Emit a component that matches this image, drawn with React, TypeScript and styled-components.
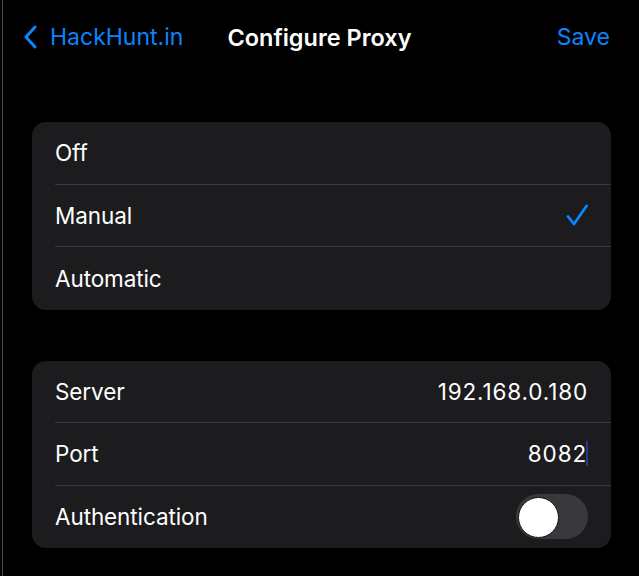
import React from 'react';
import styled, { createGlobalStyle } from 'styled-components';

const GlobalStyle = createGlobalStyle`
  html, body {
    margin: 0;
    padding: 0;
    background-color: #000000;
  }
  body {
    font-family: Inter, 'Noto Sans', 'Liberation Sans', sans-serif;
    color: #ffffff;
  }
`;

const Screen = styled.div`
  margin-left: 2px;
  border-left: 1px solid #4a4a4a;
  min-height: 576px;
  box-sizing: border-box;
  background-color: #000000;
`;

const NavBar = styled.div`
  display: grid;
  grid-template-columns: 1fr auto 1fr;
  align-items: center;
  height: 74px;
  padding: 0 29px 0 20px;
`;

const BackLink = styled.div`
  display: flex;
  align-items: center;
  gap: 13px;
  color: #0a84ff;
  font-size: 23px;
  cursor: pointer;
`;

const Title = styled.div`
  font-size: 23.5px;
  font-weight: 600;
  letter-spacing: 0;
  margin-left: 6px;
`;

const SaveBtn = styled.div`
  justify-self: end;
  color: #0a84ff;
  font-size: 23px;
  cursor: pointer;
`;

const Content = styled.div`
  display: flex;
  flex-direction: column;
  gap: 51px;
  padding: 48px 28px 0 29px;
`;

const Card = styled.div`
  background-color: #1c1c1e;
  border-radius: 14px;
  overflow: hidden;
`;

const Row = styled.div<{ $last?: boolean }>`
  display: flex;
  align-items: center;
  justify-content: space-between;
  height: 62.5px;
  margin-left: 23px;
  padding-right: 23px;
  box-sizing: border-box;
  border-bottom: ${(p) => (p.$last ? 'none' : '1px solid #38383a')};
  font-size: 22.5px;
  letter-spacing: -0.1px;
`;

const Value = styled.div`
  display: flex;
  align-items: center;
  color: #ffffff;
  letter-spacing: 0.85px;
`;

const Caret = styled.span`
  display: inline-block;
  width: 2px;
  height: 25px;
  margin-left: -1px;
  background-color: #1f3d8f;
`;

const Toggle = styled.div<{ $on?: boolean }>`
  position: relative;
  width: 72px;
  height: 45px;
  border-radius: 23px;
  background-color: ${(p) => (p.$on ? '#30d158' : '#39393d')};
  cursor: pointer;
`;

const Knob = styled.div`
  position: absolute;
  top: 3px;
  left: 2px;
  width: 39px;
  height: 39px;
  border-radius: 50%;
  background-color: #ffffff;
  border: 1px solid #111;
`;

function Chevron() {
  return (
    <svg width="14" height="24" viewBox="0 0 14 24" fill="none">
      <path d="M12 2 L3 12 L12 22" stroke="#0a84ff" strokeWidth="3" strokeLinecap="round" strokeLinejoin="round" />
    </svg>
  );
}

function Check() {
  return (
    <svg width="22" height="22" viewBox="0 0 22 22" fill="none">
      <path d="M2 12.5 L8 20 L20.5 2" stroke="#0a84ff" strokeWidth="2.8" strokeLinecap="round" strokeLinejoin="round" />
    </svg>
  );
}

const modes = ['Off', 'Manual', 'Automatic'];

function App() {
  const [mode, setMode] = React.useState('Manual');
  const [auth, setAuth] = React.useState(false);

  return (
    <Screen>
      <GlobalStyle />
      <NavBar>
        <BackLink>
          <Chevron />
          HackHunt.in
        </BackLink>
        <Title>Configure Proxy</Title>
        <SaveBtn>Save</SaveBtn>
      </NavBar>
      <Content>
        <Card>
          {modes.map((m, i) => (
            <Row key={m} $last={i === modes.length - 1} onClick={() => setMode(m)}>
              {m}
              {mode === m && <Check />}
            </Row>
          ))}
        </Card>
        <Card>
          <Row>
            Server
            <Value>192.168.0.180</Value>
          </Row>
          <Row>
            Port
            <Value>
              8082
              <Caret />
            </Value>
          </Row>
          <Row $last>
            Authentication
            <Toggle $on={auth} onClick={() => setAuth(!auth)}>
              <Knob />
            </Toggle>
          </Row>
        </Card>
      </Content>
    </Screen>
  );
}

export default App;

========================

◆ **Task description**:
Extract every line of the data exactly; pictures stay out.

◆ **Exercise output**:
Emit a component that matches this image, drawn with React, TypeScript and styled-components.
import React from 'react';
import styled, { createGlobalStyle } from 'styled-components';

const GlobalStyle = createGlobalStyle`
  html, body {
    margin: 0;
    padding: 0;
    background-color: #000000;
  }
  body {
    font-family: Inter, 'Noto Sans', 'Liberation Sans', sans-serif;
    color: #ffffff;
  }
`;

const Screen = styled.div`
  margin-left: 2px;
  border-left: 1px solid #4a4a4a;
  min-height: 576px;
  box-sizing: border-box;
  background-color: #000000;
`;

const NavBar = styled.div`
  display: grid;
  grid-template-columns: 1fr auto 1fr;
  align-items: center;
  height: 74px;
  padding: 0 29px 0 20px;
`;

const BackLink = styled.div`
  display: flex;
  align-items: center;
  gap: 13px;
  color: #0a84ff;
  font-size: 23px;
  cursor: pointer;
`;

const Title = styled.div`
  font-size: 23.5px;
  font-weight: 600;
  letter-spacing: 0;
  margin-left: 6px;
`;

const SaveBtn = styled.div`
  justify-self: end;
  color: #0a84ff;
  font-size: 23px;
  cursor: pointer;
`;

const Content = styled.div`
  display: flex;
  flex-direction: column;
  gap: 51px;
  padding: 48px 28px 0 29px;
`;

const Card = styled.div`
  background-color: #1c1c1e;
  border-radius: 14px;
  overflow: hidden;
`;

const Row = styled.div<{ $last?: boolean }>`
  display: flex;
  align-items: center;
  justify-content: space-between;
  height: 62.5px;
  margin-left: 23px;
  padding-right: 23px;
  box-sizing: border-box;
  border-bottom: ${(p) => (p.$last ? 'none' : '1px solid #38383a')};
  font-size: 22.5px;
  letter-spacing: -0.1px;
`;

const Value = styled.div`
  display: flex;
  align-items: center;
  color: #ffffff;
  letter-spacing: 0.85px;
`;

const Caret = styled.span`
  display: inline-block;
  width: 2px;
  height: 25px;
  margin-left: -1px;
  background-color: #1f3d8f;
`;

const Toggle = styled.div<{ $on?: boolean }>`
  position: relative;
  width: 72px;
  height: 45px;
  border-radius: 23px;
  background-color: ${(p) => (p.$on ? '#30d158' : '#39393d')};
  cursor: pointer;
`;

const Knob = styled.div`
  position: absolute;
  top: 3px;
  left: 2px;
  width: 39px;
  height: 39px;
  border-radius: 50%;
  background-color: #ffffff;
  border: 1px solid #111;
`;

function Chevron() {
  return (
    <svg width="14" height="24" viewBox="0 0 14 24" fill="none">
      <path d="M12 2 L3 12 L12 22" stroke="#0a84ff" strokeWidth="3" strokeLinecap="round" strokeLinejoin="round" />
    </svg>
  );
}

function Check() {
  return (
    <svg width="22" height="22" viewBox="0 0 22 22" fill="none">
      <path d="M2 12.5 L8 20 L20.5 2" stroke="#0a84ff" strokeWidth="2.8" strokeLinecap="round" strokeLinejoin="round" />
    </svg>
  );
}

const modes = ['Off', 'Manual', 'Automatic'];

function App() {
  const [mode, setMode] = React.useState('Manual');
  const [auth, setAuth] = React.useState(false);

  return (
    <Screen>
      <GlobalStyle />
      <NavBar>
        <BackLink>
          <Chevron />
          HackHunt.in
        </BackLink>
        <Title>Configure Proxy</Title>
        <SaveBtn>Save</SaveBtn>
      </NavBar>
      <Content>
        <Card>
          {modes.map((m, i) => (
            <Row key={m} $last={i === modes.length - 1} onClick={() => setMode(m)}>
              {m}
              {mode === m && <Check />}
            </Row>
          ))}
        </Card>
        <Card>
          <Row>
            Server
            <Value>192.168.0.180</Value>
          </Row>
          <Row>
            Port
            <Value>
              8082
              <Caret />
            </Value>
          </Row>
          <Row $last>
            Authentication
            <Toggle $on={auth} onClick={() => setAuth(!auth)}>
              <Knob />
            </Toggle>
          </Row>
        </Card>
      </Content>
    </Screen>
  );
}

export default App;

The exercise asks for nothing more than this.